I don't know the first thing about professional wrestling. I've seen bits of it on television, and I'm one of those people who simply states, "It's all fake!" and moves on to another topic. But I'm happy to report that Barry Blaustein's new documentary Beyond the Mat is a very good film that both wrestling fans and non-wrestling fans will enjoy.

Beyond the Mat isn't on for five minutes before it addresses the "fake" issue. Of course it's faked, the movie tells us. That's not the point. Wrestling is more like the lowest, most violent form of theater. And in 90 minutes, Blaustein explores as many aspects of wrestling as he can.

Blaustein takes us into the amateur ring, a wrestling school based in Hayward. Two of these amateurs may have the right stuff for the big time. We also visit the offices of Vince McMahon, who runs the entire World Wrestling Federation empire. We touch a little upon the extra-violent ECW league. We meet five wrestlers who couldn't be more different if they were characters written on a page: Mick Foley (aka "Mankind"), Jake "the Snake" Roberts, Terry Funk, The Rock, and Chyna. We're also introduced to a new wrestler named Puke who, apparently, can regurgitate on command. But the bulk of the movie focuses on Foley, Roberts, and Funk.

I haven't spent much of my life trying to imagine what wrestlers are like in real life, but if I had, I still would have been surprised by Beyond the Mat. Roberts admits that he does drugs--that he had to in order to keep up with wrestling's demanding schedule. We visit his father with whom he has a shaky relationship at best, and then we see him with his own daughter. The cycle repeats itself. Funk is 50 years old and can't seem to make retirement stick, despite the fact that doctors tell him that his knees will not last much longer. But Foley is a loving father with a charming wife and two kids (he has the most adorable little girl this side of Hallie Kate Eisenberg). The movie's most powerful scene is when Foley gets into the ring with the Rock and gets beaten about the head with a chair. We see the Foley family on the sidelines wincing and crying at every impact. Blaustein then breaks journalistic code by showing Foley the footage. Foley has since retired from pro wrestling.

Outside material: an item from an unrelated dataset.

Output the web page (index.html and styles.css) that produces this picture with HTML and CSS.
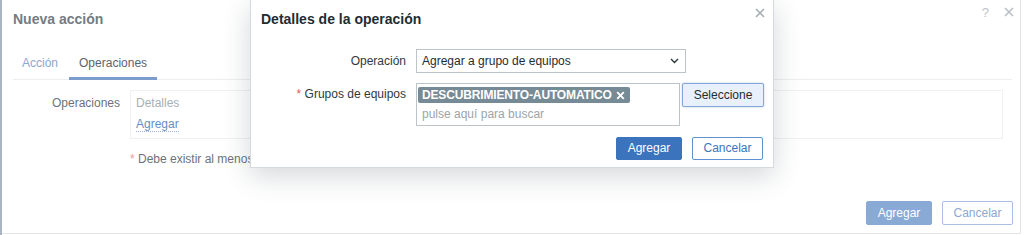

A different, funnier scene could have been written as fiction if it weren't so absurd. A black wrestler, New Jack, hits it off with Blaustein and comes to L.A. to do a screen test. The clueless casting agents immediately start talking in 20 year old, "he could be the next Denzel, or better yet, Denzel's sidekick!"

Part of the fun of the movie is that Blaustein himself considers wrestling a guilty pleasure. He truly feels guilty about it. He includes a clip from Woody Allen's great Hannah and Her Sisters (1986) with intellectual painter Max von Sydow asking Barbara Hershey, "Can you imagine the level of a mind that watches wrestling?" Before I laughed at that line. Now, I still don't think I would watch wrestling, but I will no longer scoff at those who do.

DVD Details:Beyond the Mat now comes to DVD in Blaustein's long-awaited "director's cut." It also comes with a commentary track by Blaustein and Funk, plus two featurettes starring Blaustein and the wrestlers.